**Given data:**
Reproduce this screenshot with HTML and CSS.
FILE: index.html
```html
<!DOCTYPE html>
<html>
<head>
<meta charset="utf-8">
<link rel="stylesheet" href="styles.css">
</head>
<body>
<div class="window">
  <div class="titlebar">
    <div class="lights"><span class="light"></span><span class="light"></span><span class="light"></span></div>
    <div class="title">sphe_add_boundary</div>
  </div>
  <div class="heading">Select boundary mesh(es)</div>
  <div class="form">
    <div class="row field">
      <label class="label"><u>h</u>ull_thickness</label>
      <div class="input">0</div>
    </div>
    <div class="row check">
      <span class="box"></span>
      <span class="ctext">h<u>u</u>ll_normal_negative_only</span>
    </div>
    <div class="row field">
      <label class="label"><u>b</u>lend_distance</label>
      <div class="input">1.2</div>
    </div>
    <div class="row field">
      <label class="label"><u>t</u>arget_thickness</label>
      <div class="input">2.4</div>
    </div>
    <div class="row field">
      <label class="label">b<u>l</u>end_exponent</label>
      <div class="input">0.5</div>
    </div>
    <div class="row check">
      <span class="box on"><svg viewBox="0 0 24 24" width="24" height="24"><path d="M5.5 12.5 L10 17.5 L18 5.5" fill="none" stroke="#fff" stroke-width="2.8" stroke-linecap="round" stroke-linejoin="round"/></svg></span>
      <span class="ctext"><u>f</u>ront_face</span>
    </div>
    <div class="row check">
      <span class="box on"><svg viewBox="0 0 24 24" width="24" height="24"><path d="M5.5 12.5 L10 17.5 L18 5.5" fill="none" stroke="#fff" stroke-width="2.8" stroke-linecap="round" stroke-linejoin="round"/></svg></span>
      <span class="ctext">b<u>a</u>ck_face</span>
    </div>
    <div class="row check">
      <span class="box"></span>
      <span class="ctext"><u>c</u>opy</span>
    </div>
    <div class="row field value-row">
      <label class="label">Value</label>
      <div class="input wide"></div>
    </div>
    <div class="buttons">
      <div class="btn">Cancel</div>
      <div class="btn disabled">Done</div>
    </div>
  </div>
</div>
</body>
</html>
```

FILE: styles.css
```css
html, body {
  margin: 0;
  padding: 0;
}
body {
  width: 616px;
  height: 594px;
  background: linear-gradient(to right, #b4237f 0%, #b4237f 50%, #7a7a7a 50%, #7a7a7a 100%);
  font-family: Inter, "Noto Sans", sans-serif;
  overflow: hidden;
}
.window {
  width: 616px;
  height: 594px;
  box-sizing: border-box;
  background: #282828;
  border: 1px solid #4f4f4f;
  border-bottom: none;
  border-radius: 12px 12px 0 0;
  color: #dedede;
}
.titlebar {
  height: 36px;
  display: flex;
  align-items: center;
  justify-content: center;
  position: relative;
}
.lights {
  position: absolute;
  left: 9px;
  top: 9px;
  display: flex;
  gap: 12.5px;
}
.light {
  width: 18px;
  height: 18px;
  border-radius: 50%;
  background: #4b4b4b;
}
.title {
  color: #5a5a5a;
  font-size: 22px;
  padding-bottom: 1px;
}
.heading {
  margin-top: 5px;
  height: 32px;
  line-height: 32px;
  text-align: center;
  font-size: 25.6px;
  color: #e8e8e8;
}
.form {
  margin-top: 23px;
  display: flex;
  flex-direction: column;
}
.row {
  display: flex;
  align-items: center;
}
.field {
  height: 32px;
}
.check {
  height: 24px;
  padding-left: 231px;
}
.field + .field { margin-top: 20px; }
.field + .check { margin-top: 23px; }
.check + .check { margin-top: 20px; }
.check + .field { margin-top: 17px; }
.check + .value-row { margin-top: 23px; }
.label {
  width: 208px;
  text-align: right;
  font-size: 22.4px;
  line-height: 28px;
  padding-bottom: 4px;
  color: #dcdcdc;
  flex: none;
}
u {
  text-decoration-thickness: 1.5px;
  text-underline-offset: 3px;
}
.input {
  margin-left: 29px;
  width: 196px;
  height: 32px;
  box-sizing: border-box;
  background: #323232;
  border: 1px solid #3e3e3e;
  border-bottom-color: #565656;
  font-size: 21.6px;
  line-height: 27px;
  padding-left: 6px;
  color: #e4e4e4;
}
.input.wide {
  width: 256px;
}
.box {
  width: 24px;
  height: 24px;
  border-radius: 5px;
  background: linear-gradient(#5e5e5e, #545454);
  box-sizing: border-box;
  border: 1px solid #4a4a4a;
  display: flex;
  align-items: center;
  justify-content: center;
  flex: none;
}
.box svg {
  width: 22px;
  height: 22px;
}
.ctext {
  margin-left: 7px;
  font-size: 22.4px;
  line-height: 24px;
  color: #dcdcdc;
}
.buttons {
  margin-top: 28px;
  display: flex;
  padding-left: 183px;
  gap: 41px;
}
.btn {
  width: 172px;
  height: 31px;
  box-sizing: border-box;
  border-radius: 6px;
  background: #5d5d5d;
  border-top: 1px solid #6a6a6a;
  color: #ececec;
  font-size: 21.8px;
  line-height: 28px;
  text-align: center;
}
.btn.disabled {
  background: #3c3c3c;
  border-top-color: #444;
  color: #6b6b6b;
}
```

**What you are asked to do:** Output all of the material, please, exactly as it stands.

**Solution for this exercise:**
Reproduce this screenshot with HTML and CSS.
FILE: index.html
```html
<!DOCTYPE html>
<html>
<head>
<meta charset="utf-8">
<link rel="stylesheet" href="styles.css">
</head>
<body>
<div class="window">
  <div class="titlebar">
    <div class="lights"><span class="light"></span><span class="light"></span><span class="light"></span></div>
    <div class="title">sphe_add_boundary</div>
  </div>
  <div class="heading">Select boundary mesh(es)</div>
  <div class="form">
    <div class="row field">
      <label class="label"><u>h</u>ull_thickness</label>
      <div class="input">0</div>
    </div>
    <div class="row check">
      <span class="box"></span>
      <span class="ctext">h<u>u</u>ll_normal_negative_only</span>
    </div>
    <div class="row field">
      <label class="label"><u>b</u>lend_distance</label>
      <div class="input">1.2</div>
    </div>
    <div class="row field">
      <label class="label"><u>t</u>arget_thickness</label>
      <div class="input">2.4</div>
    </div>
    <div class="row field">
      <label class="label">b<u>l</u>end_exponent</label>
      <div class="input">0.5</div>
    </div>
    <div class="row check">
      <span class="box on"><svg viewBox="0 0 24 24" width="24" height="24"><path d="M5.5 12.5 L10 17.5 L18 5.5" fill="none" stroke="#fff" stroke-width="2.8" stroke-linecap="round" stroke-linejoin="round"/></svg></span>
      <span class="ctext"><u>f</u>ront_face</span>
    </div>
    <div class="row check">
      <span class="box on"><svg viewBox="0 0 24 24" width="24" height="24"><path d="M5.5 12.5 L10 17.5 L18 5.5" fill="none" stroke="#fff" stroke-width="2.8" stroke-linecap="round" stroke-linejoin="round"/></svg></span>
      <span class="ctext">b<u>a</u>ck_face</span>
    </div>
    <div class="row check">
      <span class="box"></span>
      <span class="ctext"><u>c</u>opy</span>
    </div>
    <div class="row field value-row">
      <label class="label">Value</label>
      <div class="input wide"></div>
    </div>
    <div class="buttons">
      <div class="btn">Cancel</div>
      <div class="btn disabled">Done</div>
    </div>
  </div>
</div>
</body>
</html>
```

FILE: styles.css
```css
html, body {
  margin: 0;
  padding: 0;
}
body {
  width: 616px;
  height: 594px;
  background: linear-gradient(to right, #b4237f 0%, #b4237f 50%, #7a7a7a 50%, #7a7a7a 100%);
  font-family: Inter, "Noto Sans", sans-serif;
  overflow: hidden;
}
.window {
  width: 616px;
  height: 594px;
  box-sizing: border-box;
  background: #282828;
  border: 1px solid #4f4f4f;
  border-bottom: none;
  border-radius: 12px 12px 0 0;
  color: #dedede;
}
.titlebar {
  height: 36px;
  display: flex;
  align-items: center;
  justify-content: center;
  position: relative;
}
.lights {
  position: absolute;
  left: 9px;
  top: 9px;
  display: flex;
  gap: 12.5px;
}
.light {
  width: 18px;
  height: 18px;
  border-radius: 50%;
  background: #4b4b4b;
}
.title {
  color: #5a5a5a;
  font-size: 22px;
  padding-bottom: 1px;
}
.heading {
  margin-top: 5px;
  height: 32px;
  line-height: 32px;
  text-align: center;
  font-size: 25.6px;
  color: #e8e8e8;
}
.form {
  margin-top: 23px;
  display: flex;
  flex-direction: column;
}
.row {
  display: flex;
  align-items: center;
}
.field {
  height: 32px;
}
.check {
  height: 24px;
  padding-left: 231px;
}
.field + .field { margin-top: 20px; }
.field + .check { margin-top: 23px; }
.check + .check { margin-top: 20px; }
.check + .field { margin-top: 17px; }
.check + .value-row { margin-top: 23px; }
.label {
  width: 208px;
  text-align: right;
  font-size: 22.4px;
  line-height: 28px;
  padding-bottom: 4px;
  color: #dcdcdc;
  flex: none;
}
u {
  text-decoration-thickness: 1.5px;
  text-underline-offset: 3px;
}
.input {
  margin-left: 29px;
  width: 196px;
  height: 32px;
  box-sizing: border-box;
  background: #323232;
  border: 1px solid #3e3e3e;
  border-bottom-color: #565656;
  font-size: 21.6px;
  line-height: 27px;
  padding-left: 6px;
  color: #e4e4e4;
}
.input.wide {
  width: 256px;
}
.box {
  width: 24px;
  height: 24px;
  border-radius: 5px;
  background: linear-gradient(#5e5e5e, #545454);
  box-sizing: border-box;
  border: 1px solid #4a4a4a;
  display: flex;
  align-items: center;
  justify-content: center;
  flex: none;
}
.box svg {
  width: 22px;
  height: 22px;
}
.ctext {
  margin-left: 7px;
  font-size: 22.4px;
  line-height: 24px;
  color: #dcdcdc;
}
.buttons {
  margin-top: 28px;
  display: flex;
  padding-left: 183px;
  gap: 41px;
}
.btn {
  width: 172px;
  height: 31px;
  box-sizing: border-box;
  border-radius: 6px;
  background: #5d5d5d;
  border-top: 1px solid #6a6a6a;
  color: #ececec;
  font-size: 21.8px;
  line-height: 28px;
  text-align: center;
}
.btn.disabled {
  background: #3c3c3c;
  border-top-color: #444;
  color: #6b6b6b;
}
```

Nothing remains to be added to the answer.